If the criminal justice system wants to be serious about AI, it is going to need better training data. As I've written about previously, the are organizations that are trying to collect county level data and clean it for cross-jurisdictional analysis. However, being undertaken by a scrappy non-profit is impressive but not ideal for the gargantuan size of this project. A job this big and complex, should be undertaken and underwritten by the Bureau of Justice Assistance and curated by the Bureau of Justice Statistics. This would create a public dataset that could be used to train new AI in the world of risk assessment and facial recognition, for example.

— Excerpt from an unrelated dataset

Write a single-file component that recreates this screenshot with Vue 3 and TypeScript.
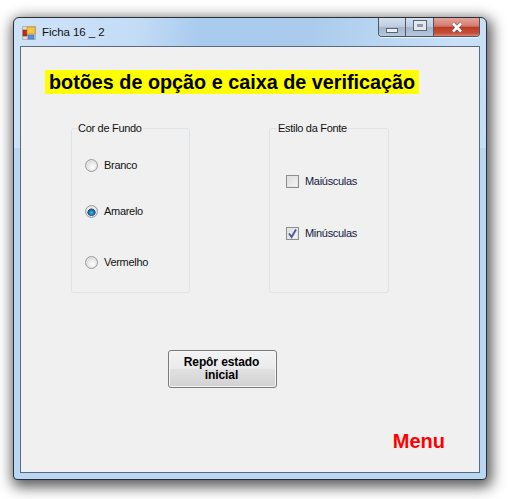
<script setup lang="ts">
const radios = [
  { label: 'Branco', on: false },
  { label: 'Amarelo', on: true },
  { label: 'Vermelho', on: false },
]
const checks = [
  { label: 'Maiúsculas', on: false },
  { label: 'Minúsculas', on: true },
]
</script>

<template>
  <div class="page">
    <div class="window">
      <div class="titlebar">
        <svg class="appicon" width="14" height="14" viewBox="0 0 14 14">
          <rect x="0.5" y="0.5" width="13" height="13" fill="#dcdcdc" stroke="#b4b4b4" />
          <rect x="1" y="4" width="4" height="6" fill="#c8261c" stroke="#7a2a20" stroke-width="0.6" />
          <rect x="5" y="1" width="8" height="7" fill="#f6c63c" stroke="#b88a20" stroke-width="0.6" />
          <rect x="6" y="9" width="6" height="4" fill="#5a90e0" stroke="#3a68b0" stroke-width="0.6" />
        </svg>
        <span class="title">Ficha 16 _ 2</span>
        <div class="caption">
          <div class="capbtn min"><i></i></div>
          <div class="capbtn max"><i></i></div>
          <div class="capbtn close">
            <svg width="12" height="11" viewBox="0 0 12 11">
              <path d="M2 1.5 L10 9.5 M10 1.5 L2 9.5" stroke="#59504e" stroke-width="3.8" />
              <path d="M2 1.5 L10 9.5 M10 1.5 L2 9.5" stroke="#fff" stroke-width="2.6" />
            </svg>
          </div>
        </div>
      </div>
      <div class="client">
        <div class="headrow"><h1 class="heading">botões de opção e caixa de verificação</h1></div>
        <div class="groups">
          <fieldset class="group first">
            <legend>Cor de Fundo</legend>
            <div class="opt radio-opt" v-for="r in radios" :key="r.label">
              <span class="radio" :class="{ on: r.on }"></span>
              <span>{{ r.label }}</span>
            </div>
          </fieldset>
          <fieldset class="group second">
            <legend>Estilo da Fonte</legend>
            <div class="opt check-opt" v-for="c in checks" :key="c.label">
              <span class="check">
                <svg v-if="c.on" width="11" height="11" viewBox="0 0 11 11">
                  <path d="M2 5.5 L4.6 9 L9 1.5" fill="none" stroke="#4a5c9c" stroke-width="1.9" />
                </svg>
              </span>
              <span class="check-label">{{ c.label }}</span>
            </div>
          </fieldset>
        </div>
        <button class="reset" type="button">Repôr estado<br />inicial</button>
        <div class="menu">Menu</div>
      </div>
    </div>
  </div>
</template>

<style>
html, body { margin: 0; background: #fff; }
</style>

<style scoped>
.page {
  width: 511px;
  height: 499px;
  padding: 17px 0 0 13px;
  box-sizing: border-box;
  overflow: hidden;
  font-family: "Liberation Sans", Arial, sans-serif;
}
.window {
  width: 474px;
  height: 463px;
  box-sizing: border-box;
  border: 1px solid #2c3036;
  border-radius: 6px 6px 4px 4px;
  padding: 0 6px 6px;
  background: linear-gradient(100deg, #cfe3f8 0%, #c4dcf6 25%, #a9cbee 38%, #aacbec 60%, #c8e0f8 90%, #c6dff8 100%) top / 100% 130px no-repeat, #b9d6f3;
  box-shadow: 2px 4px 14px 3px rgba(0, 0, 0, 0.65);
}
.titlebar {
  height: 28px;
  display: flex;
  align-items: flex-start;
}
.appicon { margin: 8px 0 0 2px; }
.title {
  margin: 7px 0 0 6px;
  font-size: 11.5px;
  letter-spacing: -0.05px;
  line-height: 15px;
  color: #111;
}
.caption {
  margin-left: auto;
  display: flex;
  height: 19px;
  box-sizing: border-box;
  border: 1px solid #4e5660;
  border-top: 0;
  border-radius: 0 0 4px 4px;
  overflow: hidden;
  box-shadow: 0 1px 0 rgba(255, 255, 255, 0.6);
}
.capbtn {
  display: flex;
  align-items: center;
  justify-content: center;
  box-sizing: border-box;
  background: linear-gradient(#d3e0ee 0%, #bccde0 48%, #a3b6cc 52%, #b6c8dc 100%);
}
.min { width: 27px; border-right: 1px solid #4e5660; }
.max { width: 28px; border-right: 1px solid #4e5660; }
.close {
  width: 45px;
  background: linear-gradient(#e3a59c 0%, #d47a6e 45%, #bb3b24 52%, #c6503c 85%, #d88878 100%);
}
.min i {
  display: block;
  width: 10px;
  height: 3px;
  margin-top: 6px;
  background: #eef0f4;
  border: 1px solid #5a6678;
}
.max i {
  display: block;
  width: 6px;
  height: 3px;
  margin-top: -3px;
  background: #8e9cb2;
  border: 3px solid #e6e8ec;
  outline: 1px solid #5a6678;
}
.client {
  height: 427px;
  box-sizing: border-box;
  border: 1px solid #5c6a7c;
  background: #f0f0f0;
  padding: 23px 0 0 24px;
  display: flex;
  flex-direction: column;
}
.headrow { display: flex; }
.heading {
  margin: 0;
  height: 24px;
  padding: 0 4px;
  background: #ffff00;
  font-size: 19.8px;
  line-height: 24px;
  font-weight: bold;
  color: #000;
  white-space: nowrap;
}
.groups {
  display: flex;
  gap: 79px;
  margin: 27px 0 0 26px;
}
.group {
  margin: 0;
  width: 119px;
  height: 172px;
  box-sizing: border-box;
  border: 1px solid #dce4ea;
  border-radius: 3px;
  padding: 0 0 0 13px;
  min-width: 0;
  font-size: 11px;
  letter-spacing: -0.3px;
  color: #111;
  align-self: flex-start;
}
.group.second { padding-left: 16px; width: 120px; }
.group legend {
  padding: 0 1px;
  margin-left: -8px;
  font-size: 11px;
  line-height: 14px;
}
.group.second legend { margin-left: -9px; }
.opt {
  display: flex;
  align-items: center;
  height: 14px;
  white-space: nowrap;
}
.radio-opt:nth-of-type(1) { margin-top: 23px; }
.radio-opt:nth-of-type(2) { margin-top: 32px; }
.radio-opt:nth-of-type(3) { margin-top: 37px; }
.check-opt:nth-of-type(1) { margin-top: 39px; }
.check-opt:nth-of-type(2) { margin-top: 38px; }
.radio {
  width: 13px;
  height: 13px;
  box-sizing: border-box;
  border: 1px solid #9a9a9a;
  border-radius: 50%;
  margin-right: 6px;
  background: radial-gradient(circle at 60% 65%, #fff 0%, #e8e8e8 45%, #c8c8c8 100%);
  box-shadow: inset 0 0 0 1px #e6e6e6;
}
.radio.on {
  background: radial-gradient(circle at 50% 60%, #4cb0e0 0%, #1a6ea8 32%, #0f3f66 46%, #f0f0f0 50%, #dcdcdc 100%);
}
.check {
  width: 13px;
  height: 13px;
  box-sizing: border-box;
  border: 1px solid #8e8e8e;
  margin-right: 6px;
  background: linear-gradient(135deg, #dcdcdc, #f6f6f6);
  box-shadow: inset 0 0 0 1px #e4e4e4;
  display: flex;
  align-items: center;
  justify-content: center;
}
.check-label { color: #14183c; }
.reset {
  align-self: flex-start;
  margin: 57px 0 0 123px;
  width: 109px;
  height: 38px;
  padding: 0 2px 0 0;
  border: 1px solid #7a7a7a;
  border-radius: 3px;
  background: linear-gradient(#f3f3f3 0%, #ebebeb 48%, #e0e0e0 52%, #d2d2d2 100%);
  box-shadow: inset 0 0 0 1px #f6f6f6;
  font-family: "Liberation Sans", Arial, sans-serif;
  font-weight: bold;
  font-size: 12px;
  letter-spacing: -0.1px;
  line-height: 13px;
  color: #000;
}
.menu {
  align-self: flex-end;
  margin: 42px 34px 0 0;
  font-size: 20px;
  line-height: 22px;
  font-weight: bold;
  color: #ff0000;
}
</style>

Since collecting these large datasets can often be cost prohibitive, public training data would lower the bar for researchers and entrepreneurs to tackle difficult problems in criminal justice. It would also allow companies or governments developing these tools to benchmark their creations, an important process in the evolution of these tools and the standard in other industries.
While bolstering the use of AI in the criminal justice system, the U.S. government needs to get serious about algorithmic and AI oversight. There is a transparency issue regarding these tools that is in direct conflict with an open and transparent court process. For guidance, I'll be watching the E.U.'s General Data Protection Regulation (GDPR), which creates a new right to challenge any algorithm that makes a non-human aided decision about a person. This type of intervention is critical as our technologies grow more complex and more opaque. (Even as I write this, I have reason to believe that this provision of the GDPR will fall short if applied to our court system, especially if cases like Loomis and Malenchik become the standard.)

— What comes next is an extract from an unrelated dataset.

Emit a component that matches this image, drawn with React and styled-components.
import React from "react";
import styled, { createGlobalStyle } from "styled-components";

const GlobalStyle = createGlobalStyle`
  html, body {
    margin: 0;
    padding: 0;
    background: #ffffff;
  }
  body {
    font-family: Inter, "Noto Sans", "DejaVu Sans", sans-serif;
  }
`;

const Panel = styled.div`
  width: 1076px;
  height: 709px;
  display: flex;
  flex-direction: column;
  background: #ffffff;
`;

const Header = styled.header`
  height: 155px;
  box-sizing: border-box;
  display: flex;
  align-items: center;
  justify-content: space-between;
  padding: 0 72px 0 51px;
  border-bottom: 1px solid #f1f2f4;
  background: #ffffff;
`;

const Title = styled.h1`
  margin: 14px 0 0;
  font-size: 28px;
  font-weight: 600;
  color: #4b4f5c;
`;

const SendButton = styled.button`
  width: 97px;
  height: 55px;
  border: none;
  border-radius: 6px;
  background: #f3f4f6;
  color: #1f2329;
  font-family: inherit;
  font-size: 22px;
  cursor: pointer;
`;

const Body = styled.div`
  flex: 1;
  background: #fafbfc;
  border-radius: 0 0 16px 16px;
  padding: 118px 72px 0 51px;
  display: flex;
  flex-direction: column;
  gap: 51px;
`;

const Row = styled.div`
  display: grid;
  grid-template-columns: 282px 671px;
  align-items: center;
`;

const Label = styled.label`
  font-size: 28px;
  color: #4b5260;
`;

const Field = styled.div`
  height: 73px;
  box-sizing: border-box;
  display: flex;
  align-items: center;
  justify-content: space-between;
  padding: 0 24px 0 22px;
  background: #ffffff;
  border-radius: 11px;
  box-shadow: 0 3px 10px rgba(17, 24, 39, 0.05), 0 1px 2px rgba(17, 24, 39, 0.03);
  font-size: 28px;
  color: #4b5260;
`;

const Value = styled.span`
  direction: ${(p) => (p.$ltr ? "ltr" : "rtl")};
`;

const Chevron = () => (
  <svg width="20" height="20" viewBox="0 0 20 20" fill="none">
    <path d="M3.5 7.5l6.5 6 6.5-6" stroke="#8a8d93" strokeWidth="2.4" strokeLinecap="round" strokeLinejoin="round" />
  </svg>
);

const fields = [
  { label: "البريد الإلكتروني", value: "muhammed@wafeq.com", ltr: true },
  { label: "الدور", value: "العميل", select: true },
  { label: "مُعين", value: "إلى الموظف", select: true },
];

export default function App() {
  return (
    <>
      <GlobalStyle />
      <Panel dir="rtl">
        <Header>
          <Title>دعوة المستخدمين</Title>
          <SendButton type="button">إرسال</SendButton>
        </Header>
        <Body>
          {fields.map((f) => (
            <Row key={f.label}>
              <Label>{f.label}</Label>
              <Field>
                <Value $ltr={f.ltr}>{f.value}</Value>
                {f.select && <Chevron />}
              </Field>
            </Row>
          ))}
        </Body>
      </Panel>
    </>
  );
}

The U.S. is a laggard in data and algorithmic regulation, and it's time we take these issues seriously. If the feds don't act, we run the risk of states and localities passing their own laws on these issues. This is already happening in the auto industry. In the same way that we don't want a car to be legal and then illegal as it crosses a county or state line, we don't want algorithmic tools dolling out recommendations or justice through a regulatory patchwork. Due to the ubiquity of technology and AI, federal preemption on this issue will be important to provide guidance and take away uncertainly in the market and legal system, which will help bolster research and experimentation in this space.
Without a doubt, criminal justice, outside of early facial recognition work, is not leading on AI issues. However, there are specific paths the government can take to create an environment that welcomes research into this space, while protecting due process and creating transparency. The GAO will put out a report based on this meeting, and I'll post more about that when it's released.
In the meantime, where do you see AI being beneficial in the criminal justice system? What are the challenges?